You may have heard of Clarissa Pinkola Estes’ famous book, Women who Run With the Wolves? Well, I have photographic evidence that I am, instead, a woman who swims with the ducks.
Back in April, inspired by my son’s slightly insane bike ride, I set a goal – to swim an open water distance swim. The swim I had in mind, the punishing 3.5 mi Puget Sound crossing, is not being held this year, but there are several lake swims scattered around the Puget Sound this summer.

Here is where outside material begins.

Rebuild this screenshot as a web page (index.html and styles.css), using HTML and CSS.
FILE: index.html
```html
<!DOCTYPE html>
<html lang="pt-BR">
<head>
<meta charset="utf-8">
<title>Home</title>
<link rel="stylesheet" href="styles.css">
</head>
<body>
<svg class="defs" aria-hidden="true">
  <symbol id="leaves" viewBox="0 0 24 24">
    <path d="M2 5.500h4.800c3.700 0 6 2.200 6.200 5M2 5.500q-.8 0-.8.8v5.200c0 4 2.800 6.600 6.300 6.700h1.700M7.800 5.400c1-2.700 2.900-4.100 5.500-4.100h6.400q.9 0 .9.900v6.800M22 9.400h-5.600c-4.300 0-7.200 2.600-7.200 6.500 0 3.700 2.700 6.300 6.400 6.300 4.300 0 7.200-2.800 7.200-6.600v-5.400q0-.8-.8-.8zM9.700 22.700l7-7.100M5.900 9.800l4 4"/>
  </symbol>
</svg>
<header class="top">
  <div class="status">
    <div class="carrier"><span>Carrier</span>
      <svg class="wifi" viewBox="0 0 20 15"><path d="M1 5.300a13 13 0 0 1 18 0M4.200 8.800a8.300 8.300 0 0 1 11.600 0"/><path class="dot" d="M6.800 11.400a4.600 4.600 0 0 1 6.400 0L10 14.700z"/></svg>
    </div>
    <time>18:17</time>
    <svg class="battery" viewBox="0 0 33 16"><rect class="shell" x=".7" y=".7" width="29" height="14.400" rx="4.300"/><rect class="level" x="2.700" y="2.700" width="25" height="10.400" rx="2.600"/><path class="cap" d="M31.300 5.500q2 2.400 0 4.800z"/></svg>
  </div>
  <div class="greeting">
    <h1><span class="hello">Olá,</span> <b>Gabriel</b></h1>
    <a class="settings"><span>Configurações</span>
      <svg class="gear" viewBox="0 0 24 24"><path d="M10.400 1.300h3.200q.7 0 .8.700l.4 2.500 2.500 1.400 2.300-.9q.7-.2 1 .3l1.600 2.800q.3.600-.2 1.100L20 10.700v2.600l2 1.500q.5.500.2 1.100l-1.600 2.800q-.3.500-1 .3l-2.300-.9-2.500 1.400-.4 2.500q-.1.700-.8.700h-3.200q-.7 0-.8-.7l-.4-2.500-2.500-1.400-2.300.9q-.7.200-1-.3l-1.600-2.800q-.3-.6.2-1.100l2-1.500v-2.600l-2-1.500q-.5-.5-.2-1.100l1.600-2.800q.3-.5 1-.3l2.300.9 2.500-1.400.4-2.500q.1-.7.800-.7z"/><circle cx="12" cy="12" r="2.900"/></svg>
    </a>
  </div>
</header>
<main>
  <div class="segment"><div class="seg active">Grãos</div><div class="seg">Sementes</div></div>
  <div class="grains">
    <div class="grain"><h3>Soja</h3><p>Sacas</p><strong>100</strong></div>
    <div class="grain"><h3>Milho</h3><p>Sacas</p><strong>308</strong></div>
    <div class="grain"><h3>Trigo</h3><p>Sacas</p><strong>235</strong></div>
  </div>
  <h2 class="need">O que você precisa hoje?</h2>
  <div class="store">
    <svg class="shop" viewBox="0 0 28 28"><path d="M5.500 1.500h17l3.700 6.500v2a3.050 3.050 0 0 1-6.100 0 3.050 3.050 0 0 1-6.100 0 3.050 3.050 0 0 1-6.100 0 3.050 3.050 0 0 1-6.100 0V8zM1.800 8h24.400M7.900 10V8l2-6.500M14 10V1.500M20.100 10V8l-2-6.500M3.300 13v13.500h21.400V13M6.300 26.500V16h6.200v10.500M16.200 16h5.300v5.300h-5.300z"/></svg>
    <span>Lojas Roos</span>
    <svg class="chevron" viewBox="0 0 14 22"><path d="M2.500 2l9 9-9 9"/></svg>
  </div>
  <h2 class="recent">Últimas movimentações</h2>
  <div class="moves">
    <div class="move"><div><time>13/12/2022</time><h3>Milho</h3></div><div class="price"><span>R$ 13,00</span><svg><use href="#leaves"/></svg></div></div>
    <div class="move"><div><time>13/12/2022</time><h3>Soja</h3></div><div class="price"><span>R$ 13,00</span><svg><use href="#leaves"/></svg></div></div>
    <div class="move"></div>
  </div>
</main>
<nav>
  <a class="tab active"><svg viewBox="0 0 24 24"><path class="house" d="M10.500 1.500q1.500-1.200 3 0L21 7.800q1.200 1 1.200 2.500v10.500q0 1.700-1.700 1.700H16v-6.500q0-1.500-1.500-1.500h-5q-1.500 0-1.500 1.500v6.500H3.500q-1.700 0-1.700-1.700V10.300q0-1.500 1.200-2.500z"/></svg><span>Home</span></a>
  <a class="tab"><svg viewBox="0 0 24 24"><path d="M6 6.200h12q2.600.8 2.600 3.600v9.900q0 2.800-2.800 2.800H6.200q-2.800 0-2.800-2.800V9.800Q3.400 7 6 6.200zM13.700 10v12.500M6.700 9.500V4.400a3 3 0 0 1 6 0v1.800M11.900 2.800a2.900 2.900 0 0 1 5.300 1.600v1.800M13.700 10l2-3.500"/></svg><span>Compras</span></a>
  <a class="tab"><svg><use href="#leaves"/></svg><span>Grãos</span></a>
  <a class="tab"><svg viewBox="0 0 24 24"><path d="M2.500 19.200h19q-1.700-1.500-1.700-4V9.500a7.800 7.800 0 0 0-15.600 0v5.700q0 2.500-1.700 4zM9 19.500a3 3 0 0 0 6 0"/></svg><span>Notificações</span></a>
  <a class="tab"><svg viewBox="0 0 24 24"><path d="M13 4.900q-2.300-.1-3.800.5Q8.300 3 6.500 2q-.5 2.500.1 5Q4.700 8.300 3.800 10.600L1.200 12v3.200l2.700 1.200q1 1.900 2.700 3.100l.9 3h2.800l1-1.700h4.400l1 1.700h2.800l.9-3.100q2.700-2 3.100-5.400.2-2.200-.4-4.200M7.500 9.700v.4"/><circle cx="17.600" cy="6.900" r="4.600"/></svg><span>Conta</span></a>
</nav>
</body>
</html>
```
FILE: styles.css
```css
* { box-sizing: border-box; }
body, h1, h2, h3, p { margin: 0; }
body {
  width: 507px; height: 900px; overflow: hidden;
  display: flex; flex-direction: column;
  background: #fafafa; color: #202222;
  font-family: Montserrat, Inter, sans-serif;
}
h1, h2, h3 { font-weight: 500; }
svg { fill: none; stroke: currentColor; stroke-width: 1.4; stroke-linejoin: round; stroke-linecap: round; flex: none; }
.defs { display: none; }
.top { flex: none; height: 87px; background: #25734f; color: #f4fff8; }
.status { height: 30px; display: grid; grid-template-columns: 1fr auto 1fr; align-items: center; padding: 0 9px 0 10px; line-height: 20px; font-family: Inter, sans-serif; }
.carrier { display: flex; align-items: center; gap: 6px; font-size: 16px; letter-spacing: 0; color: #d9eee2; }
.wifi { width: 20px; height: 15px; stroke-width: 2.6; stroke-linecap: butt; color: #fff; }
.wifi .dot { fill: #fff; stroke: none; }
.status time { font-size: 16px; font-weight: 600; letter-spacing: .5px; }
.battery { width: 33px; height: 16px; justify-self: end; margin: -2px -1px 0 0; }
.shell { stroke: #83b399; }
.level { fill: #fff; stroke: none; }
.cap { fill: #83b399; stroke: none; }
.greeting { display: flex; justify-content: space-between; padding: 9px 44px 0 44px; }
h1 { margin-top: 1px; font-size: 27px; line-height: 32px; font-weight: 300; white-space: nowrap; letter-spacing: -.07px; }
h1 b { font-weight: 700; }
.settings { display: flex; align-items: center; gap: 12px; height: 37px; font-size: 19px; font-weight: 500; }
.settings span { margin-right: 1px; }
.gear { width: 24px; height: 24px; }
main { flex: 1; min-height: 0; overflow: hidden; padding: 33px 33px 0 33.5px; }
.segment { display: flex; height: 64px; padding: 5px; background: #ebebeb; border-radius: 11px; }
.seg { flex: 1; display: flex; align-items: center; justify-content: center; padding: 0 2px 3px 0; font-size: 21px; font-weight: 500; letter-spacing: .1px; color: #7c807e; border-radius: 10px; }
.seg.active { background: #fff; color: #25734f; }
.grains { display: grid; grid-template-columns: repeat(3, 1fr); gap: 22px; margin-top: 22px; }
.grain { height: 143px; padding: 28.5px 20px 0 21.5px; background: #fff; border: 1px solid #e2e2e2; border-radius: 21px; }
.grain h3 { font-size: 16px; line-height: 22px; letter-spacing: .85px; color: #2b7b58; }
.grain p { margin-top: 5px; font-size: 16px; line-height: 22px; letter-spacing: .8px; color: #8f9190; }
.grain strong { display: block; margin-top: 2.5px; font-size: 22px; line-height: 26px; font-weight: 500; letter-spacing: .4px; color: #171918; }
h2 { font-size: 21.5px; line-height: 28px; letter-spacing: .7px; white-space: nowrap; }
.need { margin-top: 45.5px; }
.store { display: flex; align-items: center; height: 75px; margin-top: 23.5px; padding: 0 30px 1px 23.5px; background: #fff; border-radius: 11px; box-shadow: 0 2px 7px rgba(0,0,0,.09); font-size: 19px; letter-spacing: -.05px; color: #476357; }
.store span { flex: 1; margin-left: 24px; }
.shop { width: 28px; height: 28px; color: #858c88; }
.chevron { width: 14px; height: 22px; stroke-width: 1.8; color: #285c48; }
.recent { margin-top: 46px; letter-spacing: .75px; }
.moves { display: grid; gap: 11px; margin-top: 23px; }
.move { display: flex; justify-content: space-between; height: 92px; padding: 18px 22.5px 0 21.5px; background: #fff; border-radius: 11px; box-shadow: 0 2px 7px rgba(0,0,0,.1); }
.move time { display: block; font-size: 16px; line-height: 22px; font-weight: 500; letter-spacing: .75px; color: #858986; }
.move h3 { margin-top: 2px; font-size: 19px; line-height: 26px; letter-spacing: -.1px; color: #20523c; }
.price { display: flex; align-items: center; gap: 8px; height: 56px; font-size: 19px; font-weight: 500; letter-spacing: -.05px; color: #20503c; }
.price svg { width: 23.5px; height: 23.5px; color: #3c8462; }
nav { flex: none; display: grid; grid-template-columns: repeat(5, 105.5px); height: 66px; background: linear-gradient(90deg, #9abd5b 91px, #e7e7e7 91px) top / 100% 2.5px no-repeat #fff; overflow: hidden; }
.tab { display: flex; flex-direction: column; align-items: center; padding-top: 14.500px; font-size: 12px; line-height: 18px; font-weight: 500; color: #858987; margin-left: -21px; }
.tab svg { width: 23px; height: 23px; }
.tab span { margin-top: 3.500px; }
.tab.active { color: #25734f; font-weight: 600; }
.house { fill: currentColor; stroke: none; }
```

I set my sights on the first one scheduled as a ‘maybe’. I completed it today – the Green Lake open water swim, a mile across the lake and back. My goals for the event were simple – to finish the race, and to not be last. I accomplished both, plus, I was very pleasantly surprised by my time. (Until, of course, I compared it with my 15-minutes faster high school mile time… LOL)

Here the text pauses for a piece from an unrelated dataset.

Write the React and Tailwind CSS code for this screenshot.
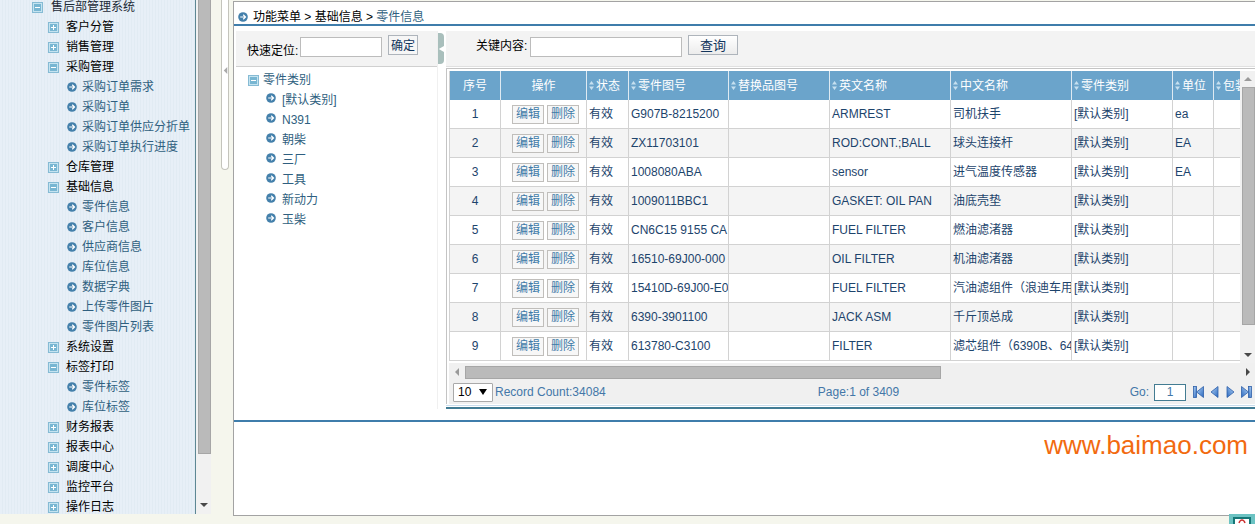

My wonderful mother was my companion, supporter and towel holder for the event – thank you, mom! While mom is not a distance swimmer, she is swimming a few events in August in the Senior Olympic Nationals, held at Stanford, so it was great having another swimmer cheer for me.
One woman she was chatting with while I swam asked, “If this is your daughter’s first open water event, why did she choose the mile instead of the easier half-mile?”

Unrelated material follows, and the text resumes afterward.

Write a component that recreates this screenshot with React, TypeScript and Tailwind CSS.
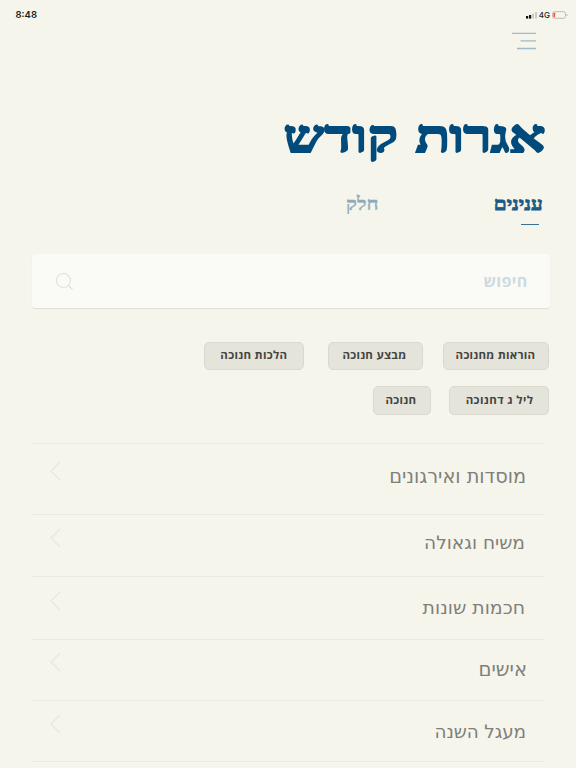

Sheesh. Some people. Why do people climb the TALLEST mountain in north America, or in the world, rather than one that’s half that high? If I could accomplish it – and I routinely swim more than that in training – of course I wanted to swim the longer event.
Shoot, I’d like to try the Puget Sound crossing. Catalina Island. Long Island. Maybe someday the English Channel! (although probably not) These aren’t because I love the activity so much – it’s because they’re the big mountains on the horizon worth climbing.
So, back to today’s swim. In some ways it was harder than I anticipated, and in some ways easier.
The cold water, at about 68° was more of an impact than I expected. I chose not to get in and warm up, ‘warm’ being a bit of a misnomer. My initial plunge started me hyperventilating a bit and I had a hard time evening my breathing out and establishing a rhythm for about the first 200 yards.
Then I had a tough time staying on track. I know the drill, swim X strokes head down then 1 stroke head up to sight on a point across the lake, and I did 5:1, but I still tended to wander a bit, worse toward the end when I was more tired. The general lack of visibility in the murky water was a bit distracting, I couldn’t see other swimmers until I was nearly on top of them.
I got foot cramps a couple of time, which I never do in pool swimming, bit swam through those easily by just not kicking for a couple of minutes.
The distance itself was only a little tiring – and my shoulders are a bit achey tonight – but I expected that because this distance was unhelped by turns & pushing off the wall every 25 yards, like I do in the pool.
This is our finishing group. The swim went all the way across to the building at the other end, around a buoy, and back.
All in all, I’m very glad I did it. It was a low key event, 120 swimmers in the mile event, and folks were positive and supportive. I’ll do it again – maybe Lake Washington later this summer and perhaps the swim portion of a team triathlon in Olympia in September – both depending how my travel schedule works out this fall.